| WHAT YOU WILL DO |
Determine the count of lines holding the string "index". Return only the number.

.....

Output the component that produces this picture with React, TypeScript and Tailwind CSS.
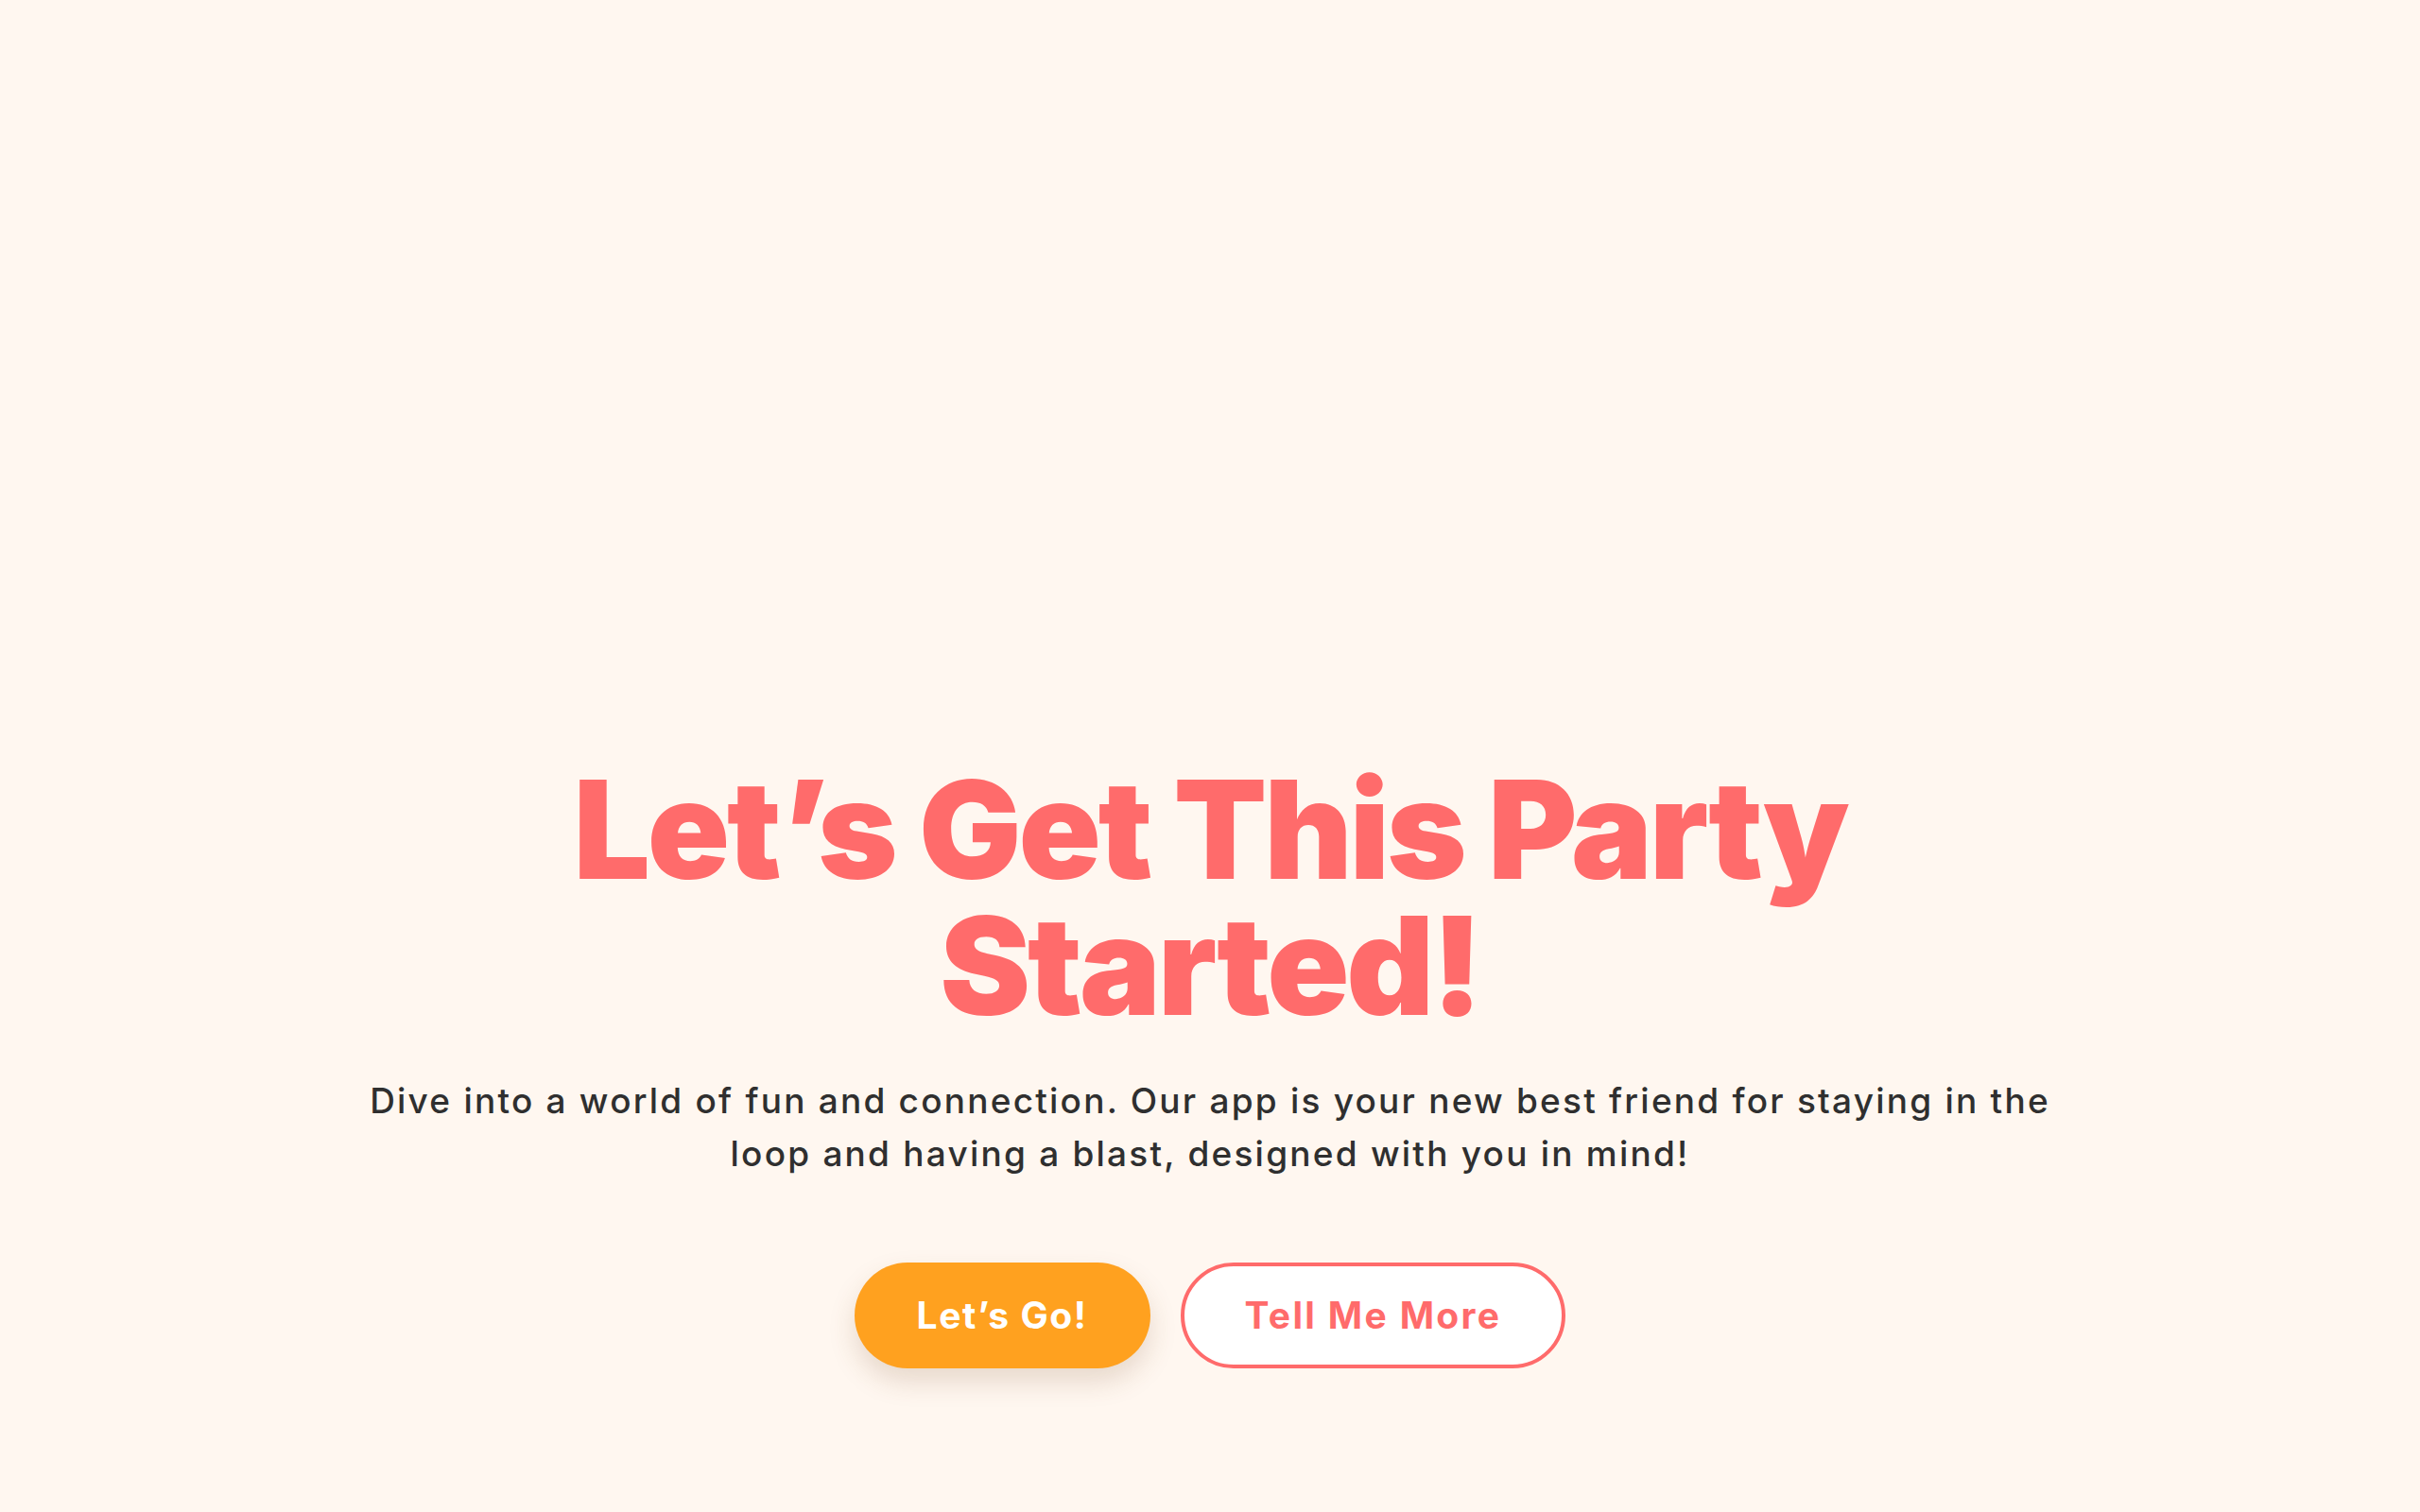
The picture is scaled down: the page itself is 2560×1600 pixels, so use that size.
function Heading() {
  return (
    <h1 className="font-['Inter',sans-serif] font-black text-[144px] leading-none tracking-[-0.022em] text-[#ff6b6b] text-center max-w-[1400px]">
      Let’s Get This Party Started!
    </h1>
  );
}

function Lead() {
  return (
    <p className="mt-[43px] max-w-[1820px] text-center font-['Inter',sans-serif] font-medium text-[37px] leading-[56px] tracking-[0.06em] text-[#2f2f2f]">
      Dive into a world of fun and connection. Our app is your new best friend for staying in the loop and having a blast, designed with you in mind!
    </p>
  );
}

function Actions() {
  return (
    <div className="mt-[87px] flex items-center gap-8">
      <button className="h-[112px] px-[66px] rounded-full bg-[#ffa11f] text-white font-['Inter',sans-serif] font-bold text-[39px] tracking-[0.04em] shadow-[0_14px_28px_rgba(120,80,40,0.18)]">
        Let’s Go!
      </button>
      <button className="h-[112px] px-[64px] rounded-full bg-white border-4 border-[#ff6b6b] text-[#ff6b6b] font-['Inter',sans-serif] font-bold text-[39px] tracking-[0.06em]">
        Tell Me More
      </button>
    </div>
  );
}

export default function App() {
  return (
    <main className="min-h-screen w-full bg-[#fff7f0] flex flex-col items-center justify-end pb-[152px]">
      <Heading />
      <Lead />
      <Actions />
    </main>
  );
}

.....

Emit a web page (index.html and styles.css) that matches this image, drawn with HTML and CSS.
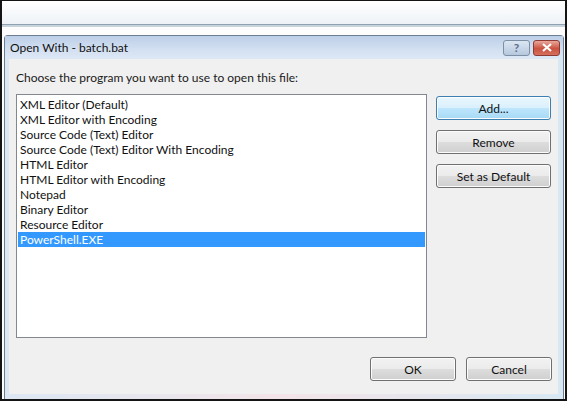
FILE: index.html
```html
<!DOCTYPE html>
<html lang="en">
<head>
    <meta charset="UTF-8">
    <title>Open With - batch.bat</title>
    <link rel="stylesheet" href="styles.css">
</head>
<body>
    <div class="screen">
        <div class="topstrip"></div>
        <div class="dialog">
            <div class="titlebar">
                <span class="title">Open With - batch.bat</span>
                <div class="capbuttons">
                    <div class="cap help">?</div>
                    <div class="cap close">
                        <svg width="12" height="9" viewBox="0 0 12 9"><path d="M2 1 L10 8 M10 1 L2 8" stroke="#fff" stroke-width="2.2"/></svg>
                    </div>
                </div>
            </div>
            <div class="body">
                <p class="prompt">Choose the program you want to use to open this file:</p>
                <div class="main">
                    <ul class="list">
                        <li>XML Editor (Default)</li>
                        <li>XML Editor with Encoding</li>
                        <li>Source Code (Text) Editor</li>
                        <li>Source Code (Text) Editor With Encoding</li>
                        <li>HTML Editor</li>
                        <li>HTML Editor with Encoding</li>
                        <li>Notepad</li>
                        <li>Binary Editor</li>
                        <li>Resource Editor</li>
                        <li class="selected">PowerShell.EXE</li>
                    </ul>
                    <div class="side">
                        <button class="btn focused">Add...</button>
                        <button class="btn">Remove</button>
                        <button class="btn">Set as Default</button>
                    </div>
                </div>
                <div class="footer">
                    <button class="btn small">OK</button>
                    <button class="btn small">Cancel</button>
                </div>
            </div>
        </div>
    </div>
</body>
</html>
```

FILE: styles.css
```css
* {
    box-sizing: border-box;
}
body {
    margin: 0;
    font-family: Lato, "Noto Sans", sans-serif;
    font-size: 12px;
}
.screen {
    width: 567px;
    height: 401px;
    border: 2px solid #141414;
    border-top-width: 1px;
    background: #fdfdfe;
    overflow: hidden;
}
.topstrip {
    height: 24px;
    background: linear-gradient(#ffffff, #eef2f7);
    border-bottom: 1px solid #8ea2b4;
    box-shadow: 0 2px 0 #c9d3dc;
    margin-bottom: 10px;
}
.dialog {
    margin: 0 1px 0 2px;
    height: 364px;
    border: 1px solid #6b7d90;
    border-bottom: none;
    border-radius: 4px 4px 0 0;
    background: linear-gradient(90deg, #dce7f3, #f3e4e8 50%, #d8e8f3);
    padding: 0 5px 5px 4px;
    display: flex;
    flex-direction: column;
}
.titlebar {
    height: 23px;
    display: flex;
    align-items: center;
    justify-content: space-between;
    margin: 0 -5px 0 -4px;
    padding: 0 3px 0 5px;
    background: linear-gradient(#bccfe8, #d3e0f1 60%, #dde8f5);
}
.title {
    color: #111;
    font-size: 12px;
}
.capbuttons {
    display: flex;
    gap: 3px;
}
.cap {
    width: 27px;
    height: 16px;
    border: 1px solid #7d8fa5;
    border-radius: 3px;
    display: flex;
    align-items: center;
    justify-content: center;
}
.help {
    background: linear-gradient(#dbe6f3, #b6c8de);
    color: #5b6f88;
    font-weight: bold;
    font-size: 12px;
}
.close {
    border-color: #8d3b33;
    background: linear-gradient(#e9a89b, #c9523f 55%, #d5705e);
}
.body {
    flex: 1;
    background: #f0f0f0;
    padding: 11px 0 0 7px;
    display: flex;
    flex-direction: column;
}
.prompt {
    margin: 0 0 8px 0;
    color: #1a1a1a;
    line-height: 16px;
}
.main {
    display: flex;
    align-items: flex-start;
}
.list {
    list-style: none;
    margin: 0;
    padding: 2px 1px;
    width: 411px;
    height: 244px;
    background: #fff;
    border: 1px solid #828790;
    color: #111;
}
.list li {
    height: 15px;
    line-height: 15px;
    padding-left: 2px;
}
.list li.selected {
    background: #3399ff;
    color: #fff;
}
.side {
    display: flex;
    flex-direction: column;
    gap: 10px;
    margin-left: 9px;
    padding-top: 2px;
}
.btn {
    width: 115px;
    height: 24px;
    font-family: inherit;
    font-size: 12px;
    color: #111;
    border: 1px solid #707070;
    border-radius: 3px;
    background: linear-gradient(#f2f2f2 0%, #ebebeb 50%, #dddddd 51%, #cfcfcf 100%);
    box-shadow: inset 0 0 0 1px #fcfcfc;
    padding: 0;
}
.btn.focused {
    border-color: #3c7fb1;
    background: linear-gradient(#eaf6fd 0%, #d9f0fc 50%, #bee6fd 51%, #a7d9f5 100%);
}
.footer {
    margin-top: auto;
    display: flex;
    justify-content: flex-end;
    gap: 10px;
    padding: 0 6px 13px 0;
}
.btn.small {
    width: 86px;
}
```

.....

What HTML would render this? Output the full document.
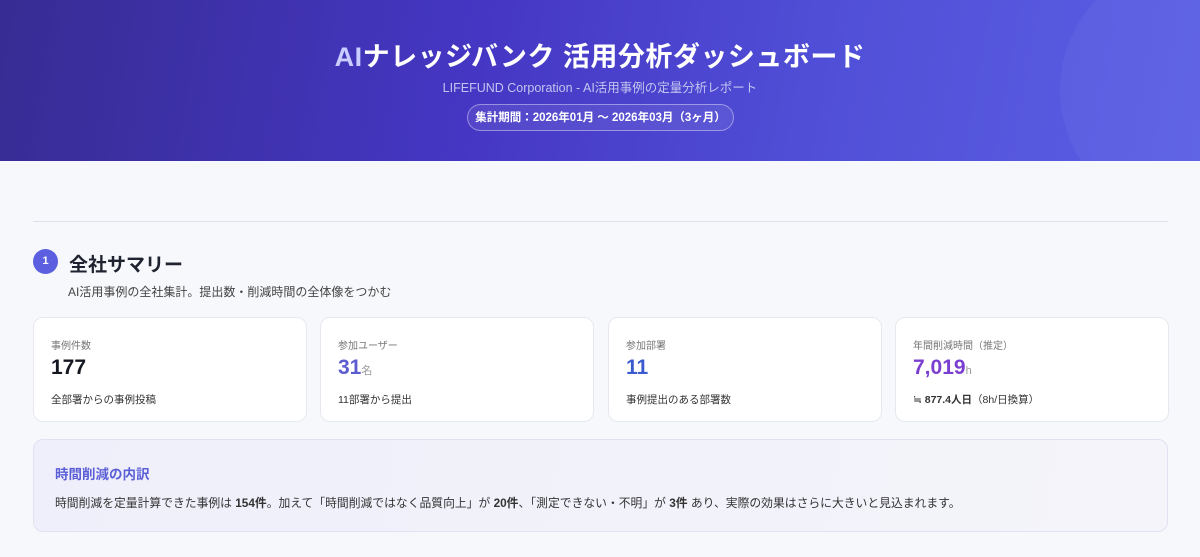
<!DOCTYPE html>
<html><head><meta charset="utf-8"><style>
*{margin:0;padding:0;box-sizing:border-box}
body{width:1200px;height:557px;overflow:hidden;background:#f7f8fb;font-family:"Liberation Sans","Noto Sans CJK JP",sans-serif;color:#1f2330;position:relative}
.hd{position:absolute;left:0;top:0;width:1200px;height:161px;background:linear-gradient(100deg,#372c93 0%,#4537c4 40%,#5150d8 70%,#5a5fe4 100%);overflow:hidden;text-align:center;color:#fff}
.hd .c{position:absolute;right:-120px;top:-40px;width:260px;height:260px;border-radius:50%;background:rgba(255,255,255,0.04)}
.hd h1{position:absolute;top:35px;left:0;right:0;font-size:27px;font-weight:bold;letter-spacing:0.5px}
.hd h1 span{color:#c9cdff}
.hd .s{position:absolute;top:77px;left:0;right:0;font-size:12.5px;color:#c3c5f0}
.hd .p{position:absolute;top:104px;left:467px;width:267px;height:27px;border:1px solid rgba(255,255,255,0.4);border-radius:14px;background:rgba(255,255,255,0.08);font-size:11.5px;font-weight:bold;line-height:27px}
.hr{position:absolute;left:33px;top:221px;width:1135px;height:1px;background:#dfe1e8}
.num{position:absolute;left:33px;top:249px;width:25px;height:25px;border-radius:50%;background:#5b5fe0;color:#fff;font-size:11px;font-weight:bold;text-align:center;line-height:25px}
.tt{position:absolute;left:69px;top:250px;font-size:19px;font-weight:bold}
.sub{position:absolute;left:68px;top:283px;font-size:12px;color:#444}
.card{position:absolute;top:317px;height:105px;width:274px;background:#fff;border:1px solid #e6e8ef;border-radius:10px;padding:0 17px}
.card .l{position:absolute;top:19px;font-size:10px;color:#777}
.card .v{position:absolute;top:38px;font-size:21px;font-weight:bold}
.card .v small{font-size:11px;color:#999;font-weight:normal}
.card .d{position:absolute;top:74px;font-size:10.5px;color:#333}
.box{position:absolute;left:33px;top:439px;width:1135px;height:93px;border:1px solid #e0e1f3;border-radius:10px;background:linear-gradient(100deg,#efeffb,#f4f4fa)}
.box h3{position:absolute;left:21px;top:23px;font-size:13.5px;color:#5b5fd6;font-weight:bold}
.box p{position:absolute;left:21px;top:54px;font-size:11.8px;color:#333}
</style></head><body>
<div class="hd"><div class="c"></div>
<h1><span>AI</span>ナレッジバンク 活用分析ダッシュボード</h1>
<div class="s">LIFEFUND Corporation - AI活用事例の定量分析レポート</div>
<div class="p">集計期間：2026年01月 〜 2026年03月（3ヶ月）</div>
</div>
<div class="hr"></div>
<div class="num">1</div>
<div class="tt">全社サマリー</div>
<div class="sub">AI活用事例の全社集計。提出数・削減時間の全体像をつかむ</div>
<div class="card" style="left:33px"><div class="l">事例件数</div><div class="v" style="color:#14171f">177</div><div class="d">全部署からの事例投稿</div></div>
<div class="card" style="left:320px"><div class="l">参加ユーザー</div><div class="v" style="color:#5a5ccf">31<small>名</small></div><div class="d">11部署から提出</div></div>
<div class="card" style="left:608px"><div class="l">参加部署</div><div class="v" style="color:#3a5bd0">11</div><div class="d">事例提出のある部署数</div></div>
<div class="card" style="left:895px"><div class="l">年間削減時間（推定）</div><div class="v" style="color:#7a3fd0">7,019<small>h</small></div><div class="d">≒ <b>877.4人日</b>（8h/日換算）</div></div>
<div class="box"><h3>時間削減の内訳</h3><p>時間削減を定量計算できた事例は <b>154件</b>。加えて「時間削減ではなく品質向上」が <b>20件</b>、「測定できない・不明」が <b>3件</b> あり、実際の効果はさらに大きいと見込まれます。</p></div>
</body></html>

.....

| ANSWER TO THIS PROBLEM |
2